Lo scorso 8 agosto la Pisana ha lanciato Invest Lazio, l'incubatore per attrarre investimenti. Ma la crisi di governo rischi di vanificare il tutto
La crisi di governo fa male al Lazio. Il governo gialloverde è finito e il futuro di migliaia di lavoratori del Lazio è ufficialmente a rischio. Sono 22 in tutto le aziende in crisi nella Regione e molti dei tavoli in corso fino a ieri al ministero dello Sviluppo economico sono in balìa dell’incertezza. Medie e grandi imprese in difficoltà che temono la mancanza di un governo stabile. E l’arrivo dei licenziamenti.

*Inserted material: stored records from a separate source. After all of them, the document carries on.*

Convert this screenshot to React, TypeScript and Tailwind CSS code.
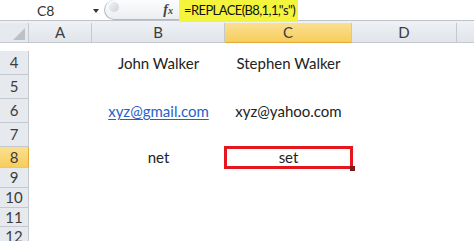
import React from "react";

const rows = [
  { n: "4", h: "h-[32px] pt-[8px]", b: "John Walker", c: "Stephen Walker" },
  { n: "5", h: "h-[24px]" },
  { n: "6", h: "h-[24px]", b: "xyz@gmail.com", link: true, c: "xyz@yahoo.com" },
  { n: "7", h: "h-[24px]" },
  { n: "8", h: "h-[21px]", b: "net", c: "set", active: true },
  { n: "9", h: "h-[20px]" },
  { n: "10", h: "h-[20px]" },
  { n: "11", h: "h-[19px]" },
  { n: "12", h: "h-[19px]" },
];

const cols = [
  { l: "A", w: "w-[63px]" },
  { l: "B", w: "w-[133px]" },
  { l: "C", w: "w-[127px]", active: true },
  { l: "D", w: "w-[105px]" },
];

export default function App() {
  return (
    <div className="w-[474px] h-[241px] overflow-hidden bg-white font-['Lato',sans-serif] text-[#222]">
      {/* formula bar */}
      <div className="flex h-[20px] items-start">
        <div className="relative flex h-[20px] w-[104px] items-center pl-[37px] text-[14px] text-[#333]">
          C8
          <span className="absolute left-[93px] top-[9px] h-0 w-0 border-x-[3px] border-t-[4px] border-x-transparent border-t-[#333]" />
        </div>
        <div className="relative flex h-[20px] w-[75px] items-center justify-end rounded-l-full border border-r-0 border-t-0 border-[#b4bac2] bg-gradient-to-b from-[#fbfcfd] to-[#eceef1] pr-[6px]">
          <span className="absolute left-[4px] top-[2px] h-[10px] w-[10px] rounded-full bg-gradient-to-br from-[#f3f4f6] to-[#cdd1d6]" />
          <span className="font-['Liberation_Serif',serif] text-[14px] italic font-bold text-[#444] leading-none">
            f<span className="text-[10px]">x</span>
          </span>
        </div>
        <div className="relative z-10 -mb-[2px] flex h-[22px] w-[119px] items-center whitespace-nowrap bg-[#f5f43c] pl-[5px] text-[13px] tracking-[-0.6px] text-[#111]">
          =REPLACE(B8,1,1,"s")
        </div>
        <div className="h-[20px] flex-1" />
      </div>
      <div className="h-[3px] border-t border-[#bfc4cb] bg-[#eef0f3]" />

      {/* column headers */}
      <div className="flex h-[20px]">
        <div className="flex w-[29px] items-end justify-end border-b border-r border-[#c4c8cf] bg-[#e6e9ee] pb-[2px] pr-[3px]">
          <svg width="12" height="12" viewBox="0 0 12 12">
            <polygon points="12,0 12,12 0,12" fill="#bcc1c8" />
          </svg>
        </div>
        {cols.map((c) => (
          <div
            key={c.l}
            className={`${c.w} flex items-center justify-center border-b border-r border-[#c4c8cf] text-[15px] text-[#3c3c3c] ${
              c.active ? "bg-gradient-to-b from-[#fbe08f] to-[#f7cd5c] border-b-[#e2a93a]" : "bg-gradient-to-b from-[#edf0f4] to-[#e1e5ea]"
            }`}
          >
            {c.l}
          </div>
        ))}
        <div className="flex-1 border-b border-[#c4c8cf] bg-gradient-to-b from-[#edf0f4] to-[#e1e5ea]" />
      </div>

      {/* rows */}
      {rows.map((r) => (
        <div key={r.n} className={`flex ${r.h}`}>
          <div
            className={`flex w-[29px] items-center justify-center border-b border-r border-[#c4c8cf] text-[15px] text-[#3c3c3c] ${
              r.active ? "bg-gradient-to-b from-[#fbe08f] to-[#f7cd5c] border-r-[#e2a93a]" : "bg-[#e6e9ee]"
            }`}
          >
            {r.n}
          </div>
          <div className="w-[63px]" />
          <div className="flex w-[133px] items-center justify-center text-[15px]">
            {r.link ? <span className="text-[#1f63c7] underline underline-offset-2">{r.b}</span> : r.b}
          </div>
          <div className="relative flex w-[127px] items-center justify-center text-[15px]">
            {r.c}
            {r.active && (
              <>
                <span className="absolute -left-[1px] -top-[1px] -right-[1px] -bottom-[1px] border-[3px] border-[#e5161e]" />
                <span className="absolute -bottom-[3px] -right-[3px] h-[5px] w-[5px] bg-[#7a1c1c]" />
              </>
            )}
          </div>
          <div className="w-[105px]" />
          <div className="flex-1" />
        </div>
      ))}
    </div>
  );
}
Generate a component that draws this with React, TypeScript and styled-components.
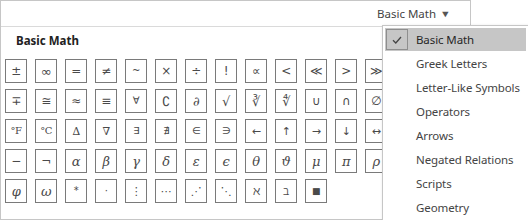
import React from 'react'
import styled, { createGlobalStyle } from 'styled-components'

const GlobalStyle = createGlobalStyle`
    html, body {
        margin:0;
        padding:0;
        background:#ffffff;
    }
    body {
        font-family:"Noto Sans", "Open Sans", sans-serif;
    }
`;

const Page = styled.div`
    width:528px;
    height:220px;
    position:relative;
    overflow:hidden;
    background:#ffffff;
`;
const Panel = styled.div`
    width:527px;
    height:219px;
    border-left:1px solid #c6c6c6;
    border-bottom:1px solid #c6c6c6;
    display:flex;
    flex-direction:column;
`;
const Header = styled.div`
    width:470px;
    height:27px;
    box-sizing:border-box;
    border-top:1px solid #c6c6c6;
    border-right:1px solid #c6c6c6;
    border-bottom:1px solid #dadada;
    display:flex;
    align-items:center;
    justify-content:flex-end;
    padding-right:20px;
`;
const HeaderLabel = styled.span`
    font-size:11.5px;
    color:#444;
    display:flex;
    align-items:center;
    gap:5px;
    margin-top:-1px;
    white-space:nowrap;
`;
const Caret = styled.span`
    font-size:9px;
    color:#555;
    transform:scaleX(1.2);
`;
const Title = styled.div`
    font-size:11.5px;
    font-weight:700;
    color:#222;
    padding:6px 0 0 15px;
    height:26px;
    box-sizing:border-box;
    white-space:nowrap;
`;
const Grid = styled.div`
    display:grid;
    grid-template-columns:repeat(13, 22px);
    grid-auto-rows:24px;
    column-gap:8px;
    row-gap:6px;
    padding:6px 0 0 4px;
`;
const Cell = styled.div<{ $serif?: boolean; $italic?: boolean; $size?: number }>`
    width:22px;
    height:24px;
    box-sizing:border-box;
    border:1px solid #7a7a7a;
    display:flex;
    align-items:center;
    justify-content:center;
    color:#4a4a4a;
    font-family:${p => p.$serif ? '"DejaVu Serif", "Liberation Serif", serif' : '"DejaVu Sans", "Noto Sans", sans-serif'};
    font-style:${p => p.$italic ? 'italic' : 'normal'};
    font-size:${p => p.$size ?? 12}px;
    line-height:1;
    white-space:nowrap;
    letter-spacing:-0.5px;
`;
const Menu = styled.div`
    position:absolute;
    left:382px;
    top:25px;
    width:150px;
    height:210px;
    background:#ffffff;
    border:1px solid #c6c6c6;
    box-shadow:1px 1px 3px rgba(0,0,0,0.18);
    padding:2px 2px;
    box-sizing:border-box;
`;
const MenuItem = styled.div<{ $active?: boolean }>`
    height:23px;
    margin-bottom:1px;
    display:flex;
    align-items:center;
    background:${p => p.$active ? '#c6c6c6' : 'transparent'};
    font-size:11.5px;
    letter-spacing:-0.1px;
    color:${p => p.$active ? '#262626' : '#444'};
    width:141px;
    white-space:nowrap;
`;
const Check = styled.span<{ $on?: boolean }>`
    flex:none;
    width:22px;
    height:21px;
    box-sizing:border-box;
    margin-left:1px;
    border:1px solid ${p => p.$on ? '#8e8e8e' : 'transparent'};
    display:flex;
    align-items:center;
    justify-content:center;
    margin-right:8px;
`;

type Sym = { t: string; serif?: boolean; italic?: boolean; size?: number };

const s = (t: string, size?: number): Sym => ({ t, size });
const r = (t: string, size?: number): Sym => ({ t, serif: true, size });
const g = (t: string): Sym => ({ t, serif: true, italic: true, size: 13 });

// only the columns left of the open menu are drawn
const symbols: Sym[][] = [
    [s('±'), s('∞', 13), s('='), s('≠'), s('~', 10), s('×'), s('÷'), s('!'), s('∝'), s('<'), s('≪'), s('>'), s('≫')],
    [s('∓'), s('≅'), s('≈'), s('≡'), s('∀', 10), r('∁', 13), g('∂'), s('√', 13), s('∛', 13), s('∜', 13), s('∪'), s('∩'), s('∅')],
    [r('°F', 10), r('°C', 10), r('∆', 11), r('∇', 11), s('∃', 10), s('∄', 10), s('∈', 10), s('∋', 10), s('←', 11), s('↑', 11), s('→', 11), s('↓', 11), s('↔', 11)],
    [s('−'), s('¬'), g('α'), g('β'), g('γ'), g('δ'), g('ε'), g('ϵ'), g('θ'), g('ϑ'), g('μ'), g('π'), g('ρ')],
    [g('φ'), g('ω'), s('*', 10), s('·', 10), s('⋮', 11), s('⋯', 11), s('⋰', 11), s('⋱', 11), r('ℵ', 12), r('ℶ', 12), s('■', 9)],
];

const menuItems = ['Basic Math', 'Greek Letters', 'Letter-Like Symbols', 'Operators', 'Arrows', 'Negated Relations', 'Scripts', 'Geometry'];

const App: React.FC = () => {
    return (
        <Page>
            <GlobalStyle />
            <Panel>
                <Header>
                    <HeaderLabel>Basic Math <Caret>▼</Caret></HeaderLabel>
                </Header>
                <Title>Basic Math</Title>
                <Grid>
                    {symbols.flatMap((row, ri) => row.map((c, ci) => (
                        <Cell key={ri + '-' + ci} $serif={c.serif} $italic={c.italic} $size={c.size}
                            style={{ gridRow: ri + 1 }}>
                            {c.t}
                        </Cell>
                    )))}
                </Grid>
            </Panel>
            <Menu>
                {menuItems.map((m, i) => (
                    <MenuItem key={m} $active={i === 0}>
                        <Check $on={i === 0}>
                            {i === 0 && (
                                <svg width="10" height="8" viewBox="0 0 10 8">
                                    <path d="M1 4.2 L3.8 7 L9 1" fill="none" stroke="#444" strokeWidth="1.3" />
                                </svg>
                            )}
                        </Check>
                        {m}
                    </MenuItem>
                ))}
            </Menu>
        </Page>
    )
}

export default App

Pensare che proprio lo scorso 8 agosto, giorno dell’apertura della crisi, La Giunta regionale del Lazio ha approvato il progetto per la costituzione dell’unità per la crescita e l’occupazione ‘Invest in Lazio‘. La struttura avrà il compito di monitorale lo stato delle imprese e dell’occupazione, attrarre nuovi investimenti, contrastare le delocalizzazioni e prevenire le crisi aziendali. Sono previste l’istituzione della Conferenza annuale delle camere di commercio, la definizione di un Piano territoriale delle attivita’ produttive e la creazione dell’Unita’ di sviluppo e lavoro.
Tornando ad oggi, ad avere pesanti ricadute sul Lazio, ha scritto Repubblica, sono anche vertenze nazionali: è il caso di Alitalia che ha 11 mila dipendenti di cui 9 mila impiegati tra Roma e Fiumicino. Entro il 15 settembre dovrebbe, il condizionale è d’obbligo, essere presentato il nuovo piano industriale per il rilancio della compagnia aerea da parte di quattro soggetti: Ferrovie dello Stato e Atlantia (ciascuna dovrebbe detenere il 35 per cento del capitale), il ministero dell’Economia e l’americana Delta Airline, con il 15 per cento a testa.
“Questa è un’operazione che può essere portata avanti solo con un governo forte – commenta Fabrizio Cuscito, lavoratore e sindacalista Cgil di Alitalia – A meno di un mese dalla conclusione di una situazione così delicata è da irresponsabili mettere i lavoratori di fronte a tanta incertezza”. Insieme al ministro del Lavoro Luigi Di Maio, decade anche la promessa di ricollocamento per oltre 2.000 potenziali esuberi e senza garanzie potrebbero essere per primi i lavoratori a opporsi al nuovo piano industriale. Sempre che il nuovo governo voglia proseguire sul sentiero già tracciato.